Dead camera + power outage = no photos for you. At least I think it’s a power outage – maybe it’s somehow an extension of French electrical thriftiness. I will ask my host mother. (note, later: we’re not sure what that was about, but it’s probably our fault. I assume we leave lights on all over the place like the Americans we are).

Classes today! Well. Two of them. So that 307 French class I’m in isn’t a mistake as far as the administration is concerned; my theory is that they saw COM/JOU 307 and remembered the number wrong when entering my French classes, but I’m on the roster and everything. However, everyone else in it has at least seven semesters of college French (or equivalent), which is two – count ’em – TWO ENTIRE MORE YEARS than I have. On the other hand, I understood almost everything that our professor said, she seems awesome, I like the other students, and I really want to take a conversation class – doesn’t that just sound better than “grammar and usage”? What better way to give my speaking/understanding skills a good kick in the rear? If I wanted easy French classes, I would’ve stayed home. So my plan is to stick it out until the drop/add deadline and see whether a) my optimism is entirely unfounded and b) she flunks my first composition assignment. If so, it’s the three-day weekend for me. What a choice.
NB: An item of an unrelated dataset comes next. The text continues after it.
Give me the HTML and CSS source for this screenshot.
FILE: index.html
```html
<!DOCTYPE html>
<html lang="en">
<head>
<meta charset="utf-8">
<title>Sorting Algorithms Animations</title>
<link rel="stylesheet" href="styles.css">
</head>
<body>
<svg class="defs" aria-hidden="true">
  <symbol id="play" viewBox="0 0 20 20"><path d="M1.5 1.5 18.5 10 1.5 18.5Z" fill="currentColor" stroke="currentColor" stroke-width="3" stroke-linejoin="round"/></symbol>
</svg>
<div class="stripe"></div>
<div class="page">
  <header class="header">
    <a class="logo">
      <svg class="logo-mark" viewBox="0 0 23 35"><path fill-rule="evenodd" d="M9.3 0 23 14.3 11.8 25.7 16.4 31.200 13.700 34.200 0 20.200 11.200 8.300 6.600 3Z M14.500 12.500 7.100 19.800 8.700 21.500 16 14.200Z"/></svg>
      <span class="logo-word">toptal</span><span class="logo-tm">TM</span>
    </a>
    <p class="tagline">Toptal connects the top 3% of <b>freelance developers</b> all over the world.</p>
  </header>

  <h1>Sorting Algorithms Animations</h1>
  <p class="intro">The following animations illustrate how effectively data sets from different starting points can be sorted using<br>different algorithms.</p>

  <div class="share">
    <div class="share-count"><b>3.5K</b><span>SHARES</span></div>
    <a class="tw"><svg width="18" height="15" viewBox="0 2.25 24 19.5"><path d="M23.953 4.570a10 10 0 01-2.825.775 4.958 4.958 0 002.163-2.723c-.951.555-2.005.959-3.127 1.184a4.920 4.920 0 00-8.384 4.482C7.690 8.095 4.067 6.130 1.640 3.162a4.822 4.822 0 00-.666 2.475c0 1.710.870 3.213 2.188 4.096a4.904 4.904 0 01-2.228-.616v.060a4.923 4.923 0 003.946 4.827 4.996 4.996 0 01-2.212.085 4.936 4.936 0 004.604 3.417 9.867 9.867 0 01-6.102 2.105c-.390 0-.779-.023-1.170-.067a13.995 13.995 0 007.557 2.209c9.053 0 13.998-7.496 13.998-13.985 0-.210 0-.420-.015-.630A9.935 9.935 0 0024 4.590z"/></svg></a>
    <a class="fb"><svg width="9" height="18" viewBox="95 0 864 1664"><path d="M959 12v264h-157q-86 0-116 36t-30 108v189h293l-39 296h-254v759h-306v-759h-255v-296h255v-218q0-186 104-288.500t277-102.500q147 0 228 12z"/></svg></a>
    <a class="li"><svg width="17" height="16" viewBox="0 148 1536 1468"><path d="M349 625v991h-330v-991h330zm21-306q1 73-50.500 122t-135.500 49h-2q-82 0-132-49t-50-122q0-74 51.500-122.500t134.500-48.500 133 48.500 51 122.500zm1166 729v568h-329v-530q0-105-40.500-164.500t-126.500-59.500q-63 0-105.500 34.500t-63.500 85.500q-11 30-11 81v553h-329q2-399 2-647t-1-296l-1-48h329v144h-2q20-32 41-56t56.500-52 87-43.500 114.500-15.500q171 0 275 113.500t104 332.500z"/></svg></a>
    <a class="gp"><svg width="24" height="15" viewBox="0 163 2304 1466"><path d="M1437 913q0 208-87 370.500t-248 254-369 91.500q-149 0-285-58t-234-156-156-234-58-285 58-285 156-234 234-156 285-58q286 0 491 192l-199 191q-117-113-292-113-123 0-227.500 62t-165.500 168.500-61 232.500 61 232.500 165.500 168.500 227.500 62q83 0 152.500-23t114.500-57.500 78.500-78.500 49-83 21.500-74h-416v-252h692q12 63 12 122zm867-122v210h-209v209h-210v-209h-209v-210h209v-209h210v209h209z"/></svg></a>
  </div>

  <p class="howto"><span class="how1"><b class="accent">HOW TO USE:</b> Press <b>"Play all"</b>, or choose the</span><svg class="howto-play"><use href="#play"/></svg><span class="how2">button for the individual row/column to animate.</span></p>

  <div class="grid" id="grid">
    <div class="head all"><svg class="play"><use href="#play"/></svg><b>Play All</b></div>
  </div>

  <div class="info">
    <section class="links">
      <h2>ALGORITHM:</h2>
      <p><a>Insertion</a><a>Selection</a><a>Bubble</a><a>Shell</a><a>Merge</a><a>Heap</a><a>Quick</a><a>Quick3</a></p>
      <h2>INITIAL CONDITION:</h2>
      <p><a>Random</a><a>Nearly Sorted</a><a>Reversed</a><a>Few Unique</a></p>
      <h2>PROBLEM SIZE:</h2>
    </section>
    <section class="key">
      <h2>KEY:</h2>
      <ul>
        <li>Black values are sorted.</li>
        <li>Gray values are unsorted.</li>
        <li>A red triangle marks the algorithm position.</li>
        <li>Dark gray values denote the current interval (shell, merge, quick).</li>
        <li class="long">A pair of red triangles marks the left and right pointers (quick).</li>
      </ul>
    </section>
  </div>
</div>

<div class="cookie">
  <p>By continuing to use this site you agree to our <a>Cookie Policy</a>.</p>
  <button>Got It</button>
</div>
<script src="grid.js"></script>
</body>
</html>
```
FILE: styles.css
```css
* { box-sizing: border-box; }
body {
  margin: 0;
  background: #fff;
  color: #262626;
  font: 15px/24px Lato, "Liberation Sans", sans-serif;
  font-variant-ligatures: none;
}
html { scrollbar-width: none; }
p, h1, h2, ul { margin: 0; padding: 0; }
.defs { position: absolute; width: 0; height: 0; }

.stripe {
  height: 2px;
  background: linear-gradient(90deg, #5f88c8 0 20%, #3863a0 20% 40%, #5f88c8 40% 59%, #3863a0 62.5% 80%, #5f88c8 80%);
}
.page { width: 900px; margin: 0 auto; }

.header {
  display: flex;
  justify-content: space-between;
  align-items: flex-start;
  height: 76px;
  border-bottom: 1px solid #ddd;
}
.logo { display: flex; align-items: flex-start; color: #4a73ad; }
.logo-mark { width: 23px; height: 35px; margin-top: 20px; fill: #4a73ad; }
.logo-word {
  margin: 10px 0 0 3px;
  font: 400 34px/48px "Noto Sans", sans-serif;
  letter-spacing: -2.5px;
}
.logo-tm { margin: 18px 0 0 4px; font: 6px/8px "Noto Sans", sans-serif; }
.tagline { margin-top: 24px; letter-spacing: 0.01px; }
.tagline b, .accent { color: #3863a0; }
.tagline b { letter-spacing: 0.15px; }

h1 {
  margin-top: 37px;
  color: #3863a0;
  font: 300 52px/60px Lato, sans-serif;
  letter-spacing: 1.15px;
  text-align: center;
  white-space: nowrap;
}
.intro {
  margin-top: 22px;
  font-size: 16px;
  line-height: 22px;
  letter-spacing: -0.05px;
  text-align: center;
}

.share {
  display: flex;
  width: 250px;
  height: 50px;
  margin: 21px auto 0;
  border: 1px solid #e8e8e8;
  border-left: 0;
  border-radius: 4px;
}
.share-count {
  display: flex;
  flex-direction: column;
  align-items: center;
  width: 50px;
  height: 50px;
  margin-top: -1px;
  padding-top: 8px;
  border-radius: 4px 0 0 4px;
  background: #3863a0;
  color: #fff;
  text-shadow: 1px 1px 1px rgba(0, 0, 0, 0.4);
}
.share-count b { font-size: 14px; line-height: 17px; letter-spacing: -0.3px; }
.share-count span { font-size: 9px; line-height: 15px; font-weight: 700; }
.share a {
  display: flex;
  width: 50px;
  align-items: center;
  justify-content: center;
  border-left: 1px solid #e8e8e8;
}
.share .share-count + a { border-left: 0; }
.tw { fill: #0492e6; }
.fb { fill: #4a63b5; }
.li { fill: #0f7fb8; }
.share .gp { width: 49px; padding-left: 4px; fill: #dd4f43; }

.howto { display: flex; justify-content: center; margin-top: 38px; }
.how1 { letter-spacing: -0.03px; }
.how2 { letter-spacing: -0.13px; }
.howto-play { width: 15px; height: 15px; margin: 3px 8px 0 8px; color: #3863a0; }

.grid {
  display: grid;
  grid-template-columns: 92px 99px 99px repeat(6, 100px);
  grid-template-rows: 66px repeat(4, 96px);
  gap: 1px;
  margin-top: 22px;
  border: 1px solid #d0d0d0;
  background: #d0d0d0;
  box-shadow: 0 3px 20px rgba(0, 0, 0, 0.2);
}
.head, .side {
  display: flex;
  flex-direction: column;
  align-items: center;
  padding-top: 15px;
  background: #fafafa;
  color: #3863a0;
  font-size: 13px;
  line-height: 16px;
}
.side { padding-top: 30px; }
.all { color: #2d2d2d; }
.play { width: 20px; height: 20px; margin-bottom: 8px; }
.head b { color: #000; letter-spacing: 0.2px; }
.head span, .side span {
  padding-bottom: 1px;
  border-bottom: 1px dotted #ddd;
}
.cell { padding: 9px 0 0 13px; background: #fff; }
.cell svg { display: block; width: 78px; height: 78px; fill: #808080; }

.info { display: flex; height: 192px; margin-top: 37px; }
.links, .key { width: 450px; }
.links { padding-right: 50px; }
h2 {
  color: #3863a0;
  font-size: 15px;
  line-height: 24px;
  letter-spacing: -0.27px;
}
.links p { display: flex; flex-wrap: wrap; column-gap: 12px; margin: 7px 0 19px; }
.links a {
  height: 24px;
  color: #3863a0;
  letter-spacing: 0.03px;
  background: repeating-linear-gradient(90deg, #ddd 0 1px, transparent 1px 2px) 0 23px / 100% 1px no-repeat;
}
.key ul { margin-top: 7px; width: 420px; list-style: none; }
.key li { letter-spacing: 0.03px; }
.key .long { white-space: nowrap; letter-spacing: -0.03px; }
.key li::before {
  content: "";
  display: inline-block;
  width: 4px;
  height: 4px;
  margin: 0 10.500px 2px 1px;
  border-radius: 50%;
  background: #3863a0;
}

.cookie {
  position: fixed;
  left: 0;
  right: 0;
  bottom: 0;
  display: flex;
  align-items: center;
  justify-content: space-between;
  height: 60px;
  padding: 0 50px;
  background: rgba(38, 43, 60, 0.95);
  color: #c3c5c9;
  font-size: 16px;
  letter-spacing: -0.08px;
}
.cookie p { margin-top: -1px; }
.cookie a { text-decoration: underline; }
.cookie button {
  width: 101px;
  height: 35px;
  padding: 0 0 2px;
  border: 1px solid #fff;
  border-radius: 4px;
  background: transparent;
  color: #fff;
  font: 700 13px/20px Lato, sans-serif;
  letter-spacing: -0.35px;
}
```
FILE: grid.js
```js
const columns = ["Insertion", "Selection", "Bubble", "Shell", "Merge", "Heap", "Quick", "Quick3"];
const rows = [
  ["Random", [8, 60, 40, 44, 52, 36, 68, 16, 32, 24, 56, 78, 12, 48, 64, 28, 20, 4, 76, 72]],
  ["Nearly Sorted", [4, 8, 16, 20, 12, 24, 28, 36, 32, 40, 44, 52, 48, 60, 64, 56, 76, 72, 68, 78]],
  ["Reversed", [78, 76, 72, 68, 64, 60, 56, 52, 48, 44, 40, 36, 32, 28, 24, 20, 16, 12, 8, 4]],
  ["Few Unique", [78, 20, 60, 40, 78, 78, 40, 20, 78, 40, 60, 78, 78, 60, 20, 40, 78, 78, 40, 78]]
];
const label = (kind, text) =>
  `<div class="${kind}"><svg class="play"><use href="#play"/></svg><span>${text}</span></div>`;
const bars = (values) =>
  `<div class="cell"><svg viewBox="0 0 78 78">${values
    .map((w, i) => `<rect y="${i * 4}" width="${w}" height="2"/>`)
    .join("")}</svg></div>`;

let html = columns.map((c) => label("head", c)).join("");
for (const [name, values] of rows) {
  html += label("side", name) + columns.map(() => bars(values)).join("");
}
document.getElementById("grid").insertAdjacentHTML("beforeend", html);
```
Happily, Painting & Drawing has no such caveats. We walked out to the atelier today, which is about a thirty-minute walk south from the school, right by the Parc de la Torse, Aix’s biggest and most popular park. The class is a real mix – all majors, all skill levels, even some boys (if you’re counting, they comprise 5 of the 20 students, which fully 25% of the program’s male contingent). Monsieurs Alan Roberts and John Gasparach, our laid-back, personable, wiry salt-and-pepper-haired professeurs, have been painting together at the Marchtuz School since the 1970s (!). They have a special relationship with Aix’s best art store and have set up accounts for all of us there. We get Army surplus backpacks AND easels and palettes to tote around in them. This week and next we’re sketching nude models; after that we’ll be out in the countryside for five weeks, visiting Cézanne’s beloved Mt. Sainte-Victoire and having other painterly adventures.

No photos, but look! That's the mountain! That's my city, too. It's kind of hard to tell.

When asked why they were taking this class, lots of people had the same answer as I did: we like art, it sounded like an adventure, and we never would have gotten into the intro art classes at our home schools. Although we were all thrilled to be there, that’s kind of a shame. There should be more classes open to the unexperienced.

Okay, it is très bizarre to go from the block schedule to this. I don’t have class until 15:30 tomorrow, and I don’t get out until 18:55! Also I have huge breaks in the middle of every day, wut? I’m reeling. It’s also strange not to have piles of extracurriculars eating up my in-between times. Not that I’m not working on that – remember I’m meeting with that choir directer tomorrow, and there’s a meeting with a volunteer-placement group on Friday. I read somewhere that you can volunteer to pick olives. I really want to do this. I don’t know why. But I would be the happiest olive picker in Provence.

Part of my genius plan to conquer this totally-out-of-my-league French class is to not fall asleep while I’m in it. So I’m gonna go to bed. Alors, à demain, j’espère avec des photos.